Yes, kickball. A bunch of college dudes and their coaches playing like fifth-graders again.

“We got rid of (our last game),” Clifford explained after dropping 20 points in a 79-71 win over San Diego State. “We went and played kickball. We had some fun. Got back to being who we are … that got us closer together.”

If there was ever a moment and a team that required flushing, it was the 16-5 Rams.

After Saturday’s soul-killing loss at woebegone Wyoming this past weekend, social media declared them dead. Some Foco faithful started calling for heads to roll and whispering the winter’s dirtiest 3-letter word: N-I-T.

“You don’t go in and try to shame these (players) for what they did,” CSU coach Niko Medved explained. “They know.

“I just decided (on Sunday), ‘We’re not going to spend one minute getting ready for SDSU.’ It’s 62 degrees in FORT Collins, let’s go out and play some kickball.”

Flushing accomplish­ed.

Team Roadkill outscored one of the most physical teams in the country in the paint 30-22. They won the fast-break point count by a margin of 18-12. They turned it over just 10 times.

NIT? Come on. Are the Rammies flawed? Yeah. CSU still feels like a David Roddy team without David Roddy, which isn’t fair, but that’s the bar.

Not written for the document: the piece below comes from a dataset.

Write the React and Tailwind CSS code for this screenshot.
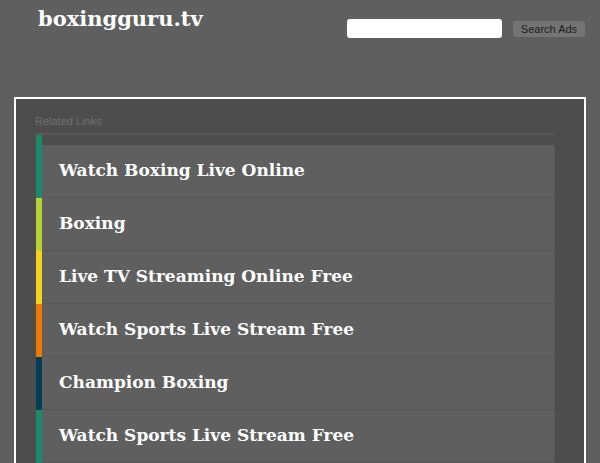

Fair to worry about how this team closes? Sure. The Rammies made just six of their final 10 free-throw attempts Tuesday in friendly confines, makes that would’ve put this one to bed a lot sooner. Coming off missing three out of five from the stripe in the last 3:31 of regulation in Laramie, the wrong kinds of patterns form.

Fair to panic? Nah.

“As good of a win as we’ve had,” Medved said. “Just couldn’t be prouder of this group of young men.”